Can a Timeshare Company Send Unpaid Fees to Collections?
Skipping a timeshare maintenance fee because the property barely gets used, or because walking away feels easier than paying, is a common impulse — but a bill that goes unpaid doesn’t just quietly disappear on its own.
In short
Yes. Unpaid timeshare maintenance fees are typically treated as a contractual debt like any other, and a timeshare company, or the homeowners’ association behind it, can refer the unpaid balance to a collections agency after a period of nonpayment. The fact that the fee is tied to a vacation property rather than a loan or credit card doesn’t generally exempt it from standard debt collection practices.
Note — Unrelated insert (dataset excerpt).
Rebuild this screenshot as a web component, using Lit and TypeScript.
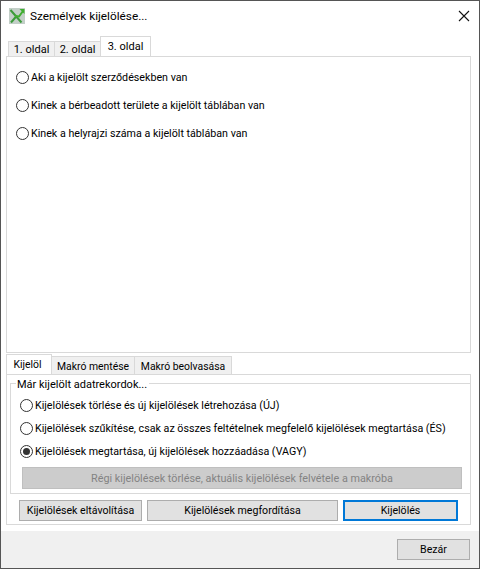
import { LitElement, html, css } from "lit";
import { customElement } from "lit/decorators.js";

@customElement("app-root")
export class AppRoot extends LitElement {
  static styles = css`
    :host {
      display: block;
      width: 480px;
      height: 569px;
      box-sizing: border-box;
      border: 1px solid #555;
      background: #fff;
      font-family: Roboto, "Noto Sans", sans-serif;
      font-size: 11px;
      color: #000;
      overflow: hidden;
      white-space: nowrap;
    }
    * { box-sizing: border-box; }
    .window { display: flex; flex-direction: column; height: 567px; }
    .title {
      height: 30px; display: flex; align-items: center;
      padding: 0 9px 0 8px; gap: 5px; font-size: 11.8px;
    }
    .title span { flex: 1; }
    .title svg { display: block; }
    .body { flex: 1; padding: 5px 8px 0 5px; }
    .tabs { display: flex; align-items: flex-end; height: 20px; font-size: 10.4px; }
    .tabs.top { padding-left: 2px; font-size: 11px; }
    .tab {
      height: 18px; background: #f0f0f0; border: 1px solid #d9d9d9; border-bottom: 0;
      display: flex; align-items: center; justify-content: center; margin-left: -1px;
      padding-top: 2px; color: #000;
    }
    .tabs.top .tab { height: 15px; padding-top: 0; }
    .tabs.top .tab:first-child { margin-left: 0; }
    .tabs .tab.active { height: 20px; background: #fff; padding-top: 0; position: relative; }
    .t1 { width: 47px; } .t2 { width: 47px; } .t3 { width: 51px; }
    .b1 { width: 46px; margin-left: 0; padding-right: 3px; } .b2 { width: 84px; } .b3 { width: 98px; }
    .panel {
      border: 1px solid #d9d9d9; background: #fff;
      height: 297px; padding: 6px 0 0 9px;
    }
    .row { height: 28px; display: flex; align-items: center; gap: 2px; font-size: 10.7px; }
    .radio {
      width: 13px; height: 13px; border: 1px solid #333; border-radius: 50%;
      background: #fff; display: flex; align-items: center; justify-content: center; flex: none;
    }
    .radio.on::after {
      content: ""; width: 7px; height: 7px; border-radius: 50%; background: #333;
    }
    .lower { margin-top: 1px; }
    .lpanel {
      border: 1px solid #d9d9d9; height: 151px; padding: 8px 0 0 3px; background: #fff;
    }
    .group {
      position: relative; border: 1px solid #d9d9d9; height: 111px; width: 461px;
      padding: 10px 8px 0 9px;
    }
    .legend {
      position: absolute; left: 5px; top: -7px; background: #fff; padding: 0 2px 0 1px; line-height: 15px;
    }
    .group .row { height: 23px; }
    .disabled {
      margin: 4px 0 0 2px; height: 22px; width: 440px; background: #ccc; border: 1px solid #bfbfbf;
      display: flex; align-items: center; justify-content: center; color: #838383; font-size: 10.8px;
    }
    .actions { display: flex; gap: 5px; margin: 6px 0 0 9px; }
    button {
      font: inherit; font-size: 10.6px; color: #000; background: #e1e1e1; border: 1px solid #adadad;
      height: 21px; padding: 0 0 1px; margin: 0;
    }
    .a1 { width: 123px; } .a2 { width: 191px; }
    .a3 { width: 115px; border: 2px solid #0078d7; }
    .footer {
      height: 37px; background: #f0f0f0; display: flex; justify-content: flex-end;
      align-items: flex-start; padding: 8px 9px 0 0;
    }
    .close { width: 73px; height: 21px; }
  `;

  render() {
    const top = [
      "Aki a kijelölt szerződésekben van",
      "Kinek a bérbeadott területe a kijelölt táblában van",
      "Kinek a helyrajzi száma a kijelölt táblában van",
    ];
    const modes = [
      ["Kijelölések törlése és új kijelölések létrehozása (ÚJ)", false],
      ["Kijelölések szűkítése, csak az összes feltételnek megfelelő kijelölések megtartása (ÉS)", false],
      ["Kijelölések megtartása, új kijelölések hozzáadása (VAGY)", true],
    ] as const;
    return html`
      <div class="window">
        <div class="title">
          <svg width="16" height="16" viewBox="0 0 16 16">
            <rect width="16" height="16" fill="#c3cfc8"/>
            <path d="M1.5 2 L12.5 14.5 M2 14.5 L8 7.5" stroke="#3c9a3a" stroke-width="2" fill="none"/>
            <path d="M6 8 L10 8.5 L14 3" stroke="#3fae2f" stroke-width="2" fill="none"/>
            <path d="M10.5 1 H15.5 V6 Z" fill="#3fae2f"/>
          </svg>
          <span>Személyek kijelölése...</span>
          <svg width="12" height="12" viewBox="0 0 12 12">
            <path d="M1 1 L11 11 M11 1 L1 11" stroke="#111" stroke-width="1.1" fill="none"/>
          </svg>
        </div>
        <div class="body">
          <div class="tabs top">
            <div class="tab t1">1. oldal</div>
            <div class="tab t2">2. oldal</div>
            <div class="tab active t3">3. oldal</div>
          </div>
          <div class="panel">
            ${top.map((t) => html`<div class="row"><span class="radio"></span><span>${t}</span></div>`)}
          </div>
          <div class="lower">
            <div class="tabs">
              <div class="tab active b1">Kijelöl</div>
              <div class="tab b2">Makró mentése</div>
              <div class="tab b3">Makró beolvasása</div>
            </div>
            <div class="lpanel">
              <div class="group">
                <div class="legend">Már kijelölt adatrekordok...</div>
                ${modes.map(
                  ([t, on]) => html`<div class="row"><span class="radio ${on ? "on" : ""}"></span><span>${t}</span></div>`
                )}
                <div class="disabled">Régi kijelölések törlése, aktuális kijelölések felvétele a makróba</div>
              </div>
              <div class="actions">
                <button class="a1">Kijelölések eltávolítása</button>
                <button class="a2">Kijelölések megfordítása</button>
                <button class="a3">Kijelölés</button>
              </div>
            </div>
          </div>
        </div>
        <div class="footer"><button class="close">Bezár</button></div>
      </div>
    `;
  }
}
Why timeshare fees function like other debts
A timeshare purchase is a legal ownership interest, or in some structures a long-term right to use a property, and maintenance fees are a contractual obligation that comes with it, similar to homeowners’ association dues. When those fees go unpaid, the company or association that’s owed money has the same general options available as any other creditor: internal late-fee assessment, referral to an in-house or third-party collections agency, and in some cases legal action.
What typically happens after a missed fee payment
- Late fees and interest often accrue first. Most timeshare agreements include penalty clauses for late payment before any outside collection is involved.
- The account may be referred internally, then externally. Many timeshare companies attempt in-house collection efforts before turning an account over to a third-party agency.
- Collections can affect credit. If the debt is reported to credit bureaus, an unpaid timeshare fee can show up on a credit report similarly to any other delinquent account, which is worth remembering given how a credit score differs from a credit report in the first place.
- Foreclosure-style processes exist in some cases. Depending on the state and the ownership structure, some companies can pursue deed-back or lien processes against the timeshare interest itself, separate from a collections referral.
What tends to complicate timeshare debt specifically
Timeshare exit and cancellation is a common source of confusion because it overlaps with a market full of “timeshare relief” companies, some of which charge significant upfront fees without actually resolving anything. General consumer protection frameworks apply here the same way they would with any other debt: a collector generally has to provide written validation of a debt on request, and state laws vary on statutes of limitations and collection practices. It helps to treat a timeshare collections notice with the same scrutiny as older debt that has resurfaced, especially if the account has changed hands more than once, and to recognize how a debt elimination scam differs from legitimate debt help when evaluating any company that promises to make a timeshare balance disappear for an upfront fee.
What to weigh before assuming an unpaid fee is a dead end
Ownership contracts, association bylaws, and state law all shape what actually happens when a timeshare fee goes unpaid, so the specifics of one account can look very different from another. A written request for account validation, a careful read of the original purchase contract, and, where legal questions come up, a consultation with a consumer protection office or qualified attorney are generally more useful starting points than assuming either that the debt will vanish or that dramatic consequences are guaranteed.
Final thoughts
An unpaid timeshare maintenance fee is still a debt, and it can be handled the way any other unpaid contractual debt is handled, including a referral to collections. Understanding the contract terms and confirming any collection notice in writing are reasonable first steps regardless of how the situation eventually gets resolved.